Objective:
Show only lines that include "React".

▼▼▼

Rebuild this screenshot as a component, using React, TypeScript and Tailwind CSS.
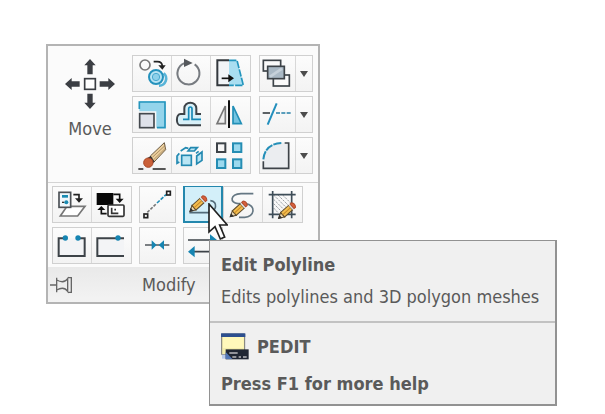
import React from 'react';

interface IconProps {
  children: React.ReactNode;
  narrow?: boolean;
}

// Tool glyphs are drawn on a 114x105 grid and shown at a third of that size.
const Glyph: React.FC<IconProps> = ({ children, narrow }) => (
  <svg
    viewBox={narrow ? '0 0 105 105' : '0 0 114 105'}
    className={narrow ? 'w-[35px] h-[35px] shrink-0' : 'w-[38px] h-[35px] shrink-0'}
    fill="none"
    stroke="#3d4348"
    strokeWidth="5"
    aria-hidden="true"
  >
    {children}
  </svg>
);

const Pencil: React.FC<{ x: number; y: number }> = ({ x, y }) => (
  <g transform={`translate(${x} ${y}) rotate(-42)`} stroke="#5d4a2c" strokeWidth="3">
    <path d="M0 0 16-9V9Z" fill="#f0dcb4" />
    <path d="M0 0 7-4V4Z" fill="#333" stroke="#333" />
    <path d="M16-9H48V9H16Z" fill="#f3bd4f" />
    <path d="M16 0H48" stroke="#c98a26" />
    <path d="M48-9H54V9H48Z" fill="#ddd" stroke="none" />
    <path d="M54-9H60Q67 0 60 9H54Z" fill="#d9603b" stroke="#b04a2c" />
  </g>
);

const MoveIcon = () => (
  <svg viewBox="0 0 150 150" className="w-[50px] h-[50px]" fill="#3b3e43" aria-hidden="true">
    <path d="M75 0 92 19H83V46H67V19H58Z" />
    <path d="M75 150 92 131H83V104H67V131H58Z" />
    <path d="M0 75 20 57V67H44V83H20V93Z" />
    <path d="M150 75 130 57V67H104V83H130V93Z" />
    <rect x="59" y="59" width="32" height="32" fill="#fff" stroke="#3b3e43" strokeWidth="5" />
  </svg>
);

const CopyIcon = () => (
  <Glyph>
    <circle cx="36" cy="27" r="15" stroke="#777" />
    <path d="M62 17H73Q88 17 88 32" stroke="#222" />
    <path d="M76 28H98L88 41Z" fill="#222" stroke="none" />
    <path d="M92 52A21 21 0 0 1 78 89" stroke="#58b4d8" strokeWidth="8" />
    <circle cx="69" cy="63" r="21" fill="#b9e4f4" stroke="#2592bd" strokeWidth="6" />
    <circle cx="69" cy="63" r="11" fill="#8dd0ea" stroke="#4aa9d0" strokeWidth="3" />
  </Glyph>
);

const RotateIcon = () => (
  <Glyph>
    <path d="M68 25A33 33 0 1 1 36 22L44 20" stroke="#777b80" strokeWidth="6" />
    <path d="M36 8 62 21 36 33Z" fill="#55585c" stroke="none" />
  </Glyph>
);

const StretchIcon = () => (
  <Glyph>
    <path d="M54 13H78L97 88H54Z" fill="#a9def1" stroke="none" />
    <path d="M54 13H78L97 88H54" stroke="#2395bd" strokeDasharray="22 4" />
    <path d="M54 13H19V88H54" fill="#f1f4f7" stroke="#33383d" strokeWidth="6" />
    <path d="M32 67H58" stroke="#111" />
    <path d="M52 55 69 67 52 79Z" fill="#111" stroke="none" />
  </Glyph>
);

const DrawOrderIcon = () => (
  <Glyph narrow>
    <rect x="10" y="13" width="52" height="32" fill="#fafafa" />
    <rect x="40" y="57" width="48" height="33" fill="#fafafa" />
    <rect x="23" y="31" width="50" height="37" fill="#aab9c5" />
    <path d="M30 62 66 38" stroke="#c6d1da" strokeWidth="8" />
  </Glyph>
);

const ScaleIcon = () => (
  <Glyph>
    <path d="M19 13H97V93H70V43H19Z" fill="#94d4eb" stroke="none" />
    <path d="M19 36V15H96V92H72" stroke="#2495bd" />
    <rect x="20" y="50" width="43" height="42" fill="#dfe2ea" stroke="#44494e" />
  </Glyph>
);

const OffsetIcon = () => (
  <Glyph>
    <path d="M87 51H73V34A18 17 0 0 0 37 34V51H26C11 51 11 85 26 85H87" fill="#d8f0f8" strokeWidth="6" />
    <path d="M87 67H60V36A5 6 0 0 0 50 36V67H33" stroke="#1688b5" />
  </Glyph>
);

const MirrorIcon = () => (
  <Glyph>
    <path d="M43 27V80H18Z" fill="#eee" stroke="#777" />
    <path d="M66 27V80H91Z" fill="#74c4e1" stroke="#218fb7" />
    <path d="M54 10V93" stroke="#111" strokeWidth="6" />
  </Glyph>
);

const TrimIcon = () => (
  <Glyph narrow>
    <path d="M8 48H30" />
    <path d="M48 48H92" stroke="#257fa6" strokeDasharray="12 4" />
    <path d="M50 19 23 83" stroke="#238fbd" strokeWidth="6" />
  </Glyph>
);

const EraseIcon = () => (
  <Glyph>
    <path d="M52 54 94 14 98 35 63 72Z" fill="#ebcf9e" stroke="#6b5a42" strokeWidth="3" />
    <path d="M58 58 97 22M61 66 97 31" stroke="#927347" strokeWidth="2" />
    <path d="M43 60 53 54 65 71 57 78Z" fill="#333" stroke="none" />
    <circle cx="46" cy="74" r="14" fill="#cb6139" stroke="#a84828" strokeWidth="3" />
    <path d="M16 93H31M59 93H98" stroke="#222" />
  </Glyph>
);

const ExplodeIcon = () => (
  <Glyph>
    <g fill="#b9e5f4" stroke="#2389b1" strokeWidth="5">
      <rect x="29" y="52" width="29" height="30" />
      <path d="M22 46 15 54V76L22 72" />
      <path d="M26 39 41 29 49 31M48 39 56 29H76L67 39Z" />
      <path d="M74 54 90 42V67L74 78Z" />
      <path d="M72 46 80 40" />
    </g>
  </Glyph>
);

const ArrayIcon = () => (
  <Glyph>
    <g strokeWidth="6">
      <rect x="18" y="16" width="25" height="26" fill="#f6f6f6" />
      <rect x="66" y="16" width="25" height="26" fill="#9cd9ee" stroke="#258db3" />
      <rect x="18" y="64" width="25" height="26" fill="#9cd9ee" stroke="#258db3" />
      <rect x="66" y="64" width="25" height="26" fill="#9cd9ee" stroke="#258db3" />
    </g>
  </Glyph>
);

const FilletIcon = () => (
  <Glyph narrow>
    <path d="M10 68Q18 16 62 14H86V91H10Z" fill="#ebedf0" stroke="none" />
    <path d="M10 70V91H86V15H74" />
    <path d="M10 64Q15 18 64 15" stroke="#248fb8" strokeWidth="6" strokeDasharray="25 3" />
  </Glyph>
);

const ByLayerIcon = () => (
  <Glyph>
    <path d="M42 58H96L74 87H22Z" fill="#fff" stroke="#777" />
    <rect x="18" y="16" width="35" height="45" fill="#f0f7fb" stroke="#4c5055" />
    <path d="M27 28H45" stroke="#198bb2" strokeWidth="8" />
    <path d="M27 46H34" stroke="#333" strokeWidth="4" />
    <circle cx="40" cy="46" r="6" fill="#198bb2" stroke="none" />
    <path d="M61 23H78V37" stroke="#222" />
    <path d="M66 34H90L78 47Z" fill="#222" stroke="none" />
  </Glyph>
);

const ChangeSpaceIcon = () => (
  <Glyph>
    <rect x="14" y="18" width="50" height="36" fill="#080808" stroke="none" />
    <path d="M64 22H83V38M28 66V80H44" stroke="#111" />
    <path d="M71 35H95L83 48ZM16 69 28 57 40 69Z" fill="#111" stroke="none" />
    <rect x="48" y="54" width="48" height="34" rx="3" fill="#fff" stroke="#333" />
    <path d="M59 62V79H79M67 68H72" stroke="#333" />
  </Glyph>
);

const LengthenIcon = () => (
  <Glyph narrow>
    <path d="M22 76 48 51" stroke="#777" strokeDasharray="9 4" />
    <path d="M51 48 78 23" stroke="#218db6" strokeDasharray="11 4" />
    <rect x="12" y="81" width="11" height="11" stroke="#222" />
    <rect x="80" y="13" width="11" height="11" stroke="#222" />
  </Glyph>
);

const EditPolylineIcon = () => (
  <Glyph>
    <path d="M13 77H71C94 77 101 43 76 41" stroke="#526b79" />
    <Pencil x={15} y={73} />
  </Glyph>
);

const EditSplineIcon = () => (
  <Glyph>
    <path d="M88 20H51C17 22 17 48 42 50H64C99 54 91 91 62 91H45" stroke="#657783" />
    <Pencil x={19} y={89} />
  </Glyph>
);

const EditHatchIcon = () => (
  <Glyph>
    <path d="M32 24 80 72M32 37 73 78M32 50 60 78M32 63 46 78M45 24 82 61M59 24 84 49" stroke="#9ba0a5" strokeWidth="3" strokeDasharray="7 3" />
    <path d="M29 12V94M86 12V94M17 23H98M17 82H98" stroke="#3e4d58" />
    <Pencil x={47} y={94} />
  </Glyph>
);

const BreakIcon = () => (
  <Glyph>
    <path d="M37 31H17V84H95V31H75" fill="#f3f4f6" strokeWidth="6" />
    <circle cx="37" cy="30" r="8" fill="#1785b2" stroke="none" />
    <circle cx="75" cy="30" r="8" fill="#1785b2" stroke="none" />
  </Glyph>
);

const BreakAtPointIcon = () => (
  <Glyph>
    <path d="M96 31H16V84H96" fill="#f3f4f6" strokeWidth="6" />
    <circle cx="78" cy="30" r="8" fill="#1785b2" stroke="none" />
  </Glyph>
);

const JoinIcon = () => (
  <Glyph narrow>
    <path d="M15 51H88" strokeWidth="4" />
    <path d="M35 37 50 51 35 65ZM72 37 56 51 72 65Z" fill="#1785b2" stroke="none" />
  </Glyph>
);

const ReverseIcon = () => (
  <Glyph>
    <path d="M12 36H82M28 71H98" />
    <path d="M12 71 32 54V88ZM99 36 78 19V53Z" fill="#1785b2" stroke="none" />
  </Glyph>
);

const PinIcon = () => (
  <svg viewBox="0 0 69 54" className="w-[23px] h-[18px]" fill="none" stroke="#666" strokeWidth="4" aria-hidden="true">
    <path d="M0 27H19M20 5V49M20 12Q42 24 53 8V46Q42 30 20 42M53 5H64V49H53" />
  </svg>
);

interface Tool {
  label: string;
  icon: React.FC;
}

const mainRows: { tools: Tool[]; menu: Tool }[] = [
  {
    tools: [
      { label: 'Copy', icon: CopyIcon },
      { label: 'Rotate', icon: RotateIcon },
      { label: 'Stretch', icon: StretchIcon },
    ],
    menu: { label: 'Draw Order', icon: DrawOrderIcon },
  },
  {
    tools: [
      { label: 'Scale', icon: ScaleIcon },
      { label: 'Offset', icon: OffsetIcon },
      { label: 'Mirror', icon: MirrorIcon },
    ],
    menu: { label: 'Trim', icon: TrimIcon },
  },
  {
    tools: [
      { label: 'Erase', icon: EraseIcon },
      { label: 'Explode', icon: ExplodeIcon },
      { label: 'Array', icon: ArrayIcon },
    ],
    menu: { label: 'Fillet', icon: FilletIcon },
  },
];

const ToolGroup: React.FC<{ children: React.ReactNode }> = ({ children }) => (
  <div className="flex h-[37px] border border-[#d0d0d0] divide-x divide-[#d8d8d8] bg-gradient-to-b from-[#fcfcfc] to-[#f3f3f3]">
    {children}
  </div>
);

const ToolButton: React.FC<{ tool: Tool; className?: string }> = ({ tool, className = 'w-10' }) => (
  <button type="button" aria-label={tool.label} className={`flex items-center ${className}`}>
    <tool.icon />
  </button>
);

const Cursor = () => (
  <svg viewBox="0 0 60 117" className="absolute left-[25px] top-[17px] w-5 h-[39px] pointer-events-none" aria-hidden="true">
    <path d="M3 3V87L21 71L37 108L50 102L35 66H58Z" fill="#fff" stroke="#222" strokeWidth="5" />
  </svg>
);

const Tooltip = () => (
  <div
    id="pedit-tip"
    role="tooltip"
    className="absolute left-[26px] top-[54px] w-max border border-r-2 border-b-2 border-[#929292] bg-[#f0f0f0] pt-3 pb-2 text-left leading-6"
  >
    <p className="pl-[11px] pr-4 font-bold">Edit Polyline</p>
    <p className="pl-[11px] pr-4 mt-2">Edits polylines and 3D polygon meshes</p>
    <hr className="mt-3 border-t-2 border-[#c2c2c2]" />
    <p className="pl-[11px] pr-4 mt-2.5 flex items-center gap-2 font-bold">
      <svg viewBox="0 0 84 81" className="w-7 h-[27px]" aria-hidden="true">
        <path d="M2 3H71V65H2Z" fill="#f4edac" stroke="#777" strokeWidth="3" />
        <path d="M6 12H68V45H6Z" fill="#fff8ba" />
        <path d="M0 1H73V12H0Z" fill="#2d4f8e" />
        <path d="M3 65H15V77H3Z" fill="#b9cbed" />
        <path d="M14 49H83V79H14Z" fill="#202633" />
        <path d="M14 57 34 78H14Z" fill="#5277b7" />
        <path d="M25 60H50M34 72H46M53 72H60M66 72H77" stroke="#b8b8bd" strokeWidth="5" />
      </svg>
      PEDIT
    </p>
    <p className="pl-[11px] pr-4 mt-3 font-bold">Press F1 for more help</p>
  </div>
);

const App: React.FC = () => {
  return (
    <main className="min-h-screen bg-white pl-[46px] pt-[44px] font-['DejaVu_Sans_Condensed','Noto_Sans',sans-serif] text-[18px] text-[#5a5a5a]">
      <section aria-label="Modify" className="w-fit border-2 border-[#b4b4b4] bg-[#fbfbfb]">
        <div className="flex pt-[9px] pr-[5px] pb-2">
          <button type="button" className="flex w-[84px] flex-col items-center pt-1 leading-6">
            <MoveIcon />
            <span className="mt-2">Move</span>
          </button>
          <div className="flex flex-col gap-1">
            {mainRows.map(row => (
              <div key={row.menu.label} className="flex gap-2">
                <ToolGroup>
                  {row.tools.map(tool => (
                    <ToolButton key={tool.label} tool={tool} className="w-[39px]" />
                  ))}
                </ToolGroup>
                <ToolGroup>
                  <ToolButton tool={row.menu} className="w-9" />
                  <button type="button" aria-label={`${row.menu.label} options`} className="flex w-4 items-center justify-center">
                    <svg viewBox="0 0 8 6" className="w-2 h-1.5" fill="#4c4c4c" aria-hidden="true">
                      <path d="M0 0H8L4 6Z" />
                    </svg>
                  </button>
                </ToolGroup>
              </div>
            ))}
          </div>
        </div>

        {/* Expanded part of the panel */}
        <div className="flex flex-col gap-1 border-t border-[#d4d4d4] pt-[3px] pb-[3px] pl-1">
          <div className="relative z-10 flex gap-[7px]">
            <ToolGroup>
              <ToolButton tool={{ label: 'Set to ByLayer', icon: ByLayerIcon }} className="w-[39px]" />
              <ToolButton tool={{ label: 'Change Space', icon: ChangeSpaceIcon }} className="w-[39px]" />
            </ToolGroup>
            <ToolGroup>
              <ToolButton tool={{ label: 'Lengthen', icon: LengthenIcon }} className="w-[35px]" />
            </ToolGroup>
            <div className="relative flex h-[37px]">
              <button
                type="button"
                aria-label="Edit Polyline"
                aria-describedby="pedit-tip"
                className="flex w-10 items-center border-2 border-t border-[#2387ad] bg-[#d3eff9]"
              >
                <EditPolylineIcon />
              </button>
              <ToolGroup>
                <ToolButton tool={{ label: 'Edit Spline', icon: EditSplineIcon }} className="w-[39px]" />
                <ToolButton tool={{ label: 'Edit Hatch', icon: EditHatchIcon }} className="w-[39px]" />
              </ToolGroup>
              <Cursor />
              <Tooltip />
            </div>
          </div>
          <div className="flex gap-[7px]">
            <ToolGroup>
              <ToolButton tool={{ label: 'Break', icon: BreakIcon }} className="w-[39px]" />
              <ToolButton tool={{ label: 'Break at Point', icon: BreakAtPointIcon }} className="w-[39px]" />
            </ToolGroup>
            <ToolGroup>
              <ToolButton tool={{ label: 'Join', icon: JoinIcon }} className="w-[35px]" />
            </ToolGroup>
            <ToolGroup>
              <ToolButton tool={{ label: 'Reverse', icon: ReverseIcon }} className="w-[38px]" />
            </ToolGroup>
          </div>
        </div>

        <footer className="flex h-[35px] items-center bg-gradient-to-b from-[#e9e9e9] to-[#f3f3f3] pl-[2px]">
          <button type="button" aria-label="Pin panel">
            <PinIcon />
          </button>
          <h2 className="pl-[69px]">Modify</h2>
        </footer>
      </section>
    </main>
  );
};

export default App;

▲▲▲

Exercise response:
Rebuild this screenshot as a component, using React, TypeScript and Tailwind CSS.
import React from 'react';
  children: React.ReactNode;
const Glyph: React.FC<IconProps> = ({ children, narrow }) => (
const Pencil: React.FC<{ x: number; y: number }> = ({ x, y }) => (
  icon: React.FC;
const ToolGroup: React.FC<{ children: React.ReactNode }> = ({ children }) => (
const ToolButton: React.FC<{ tool: Tool; className?: string }> = ({ tool, className = 'w-10' }) => (
const App: React.FC = () => {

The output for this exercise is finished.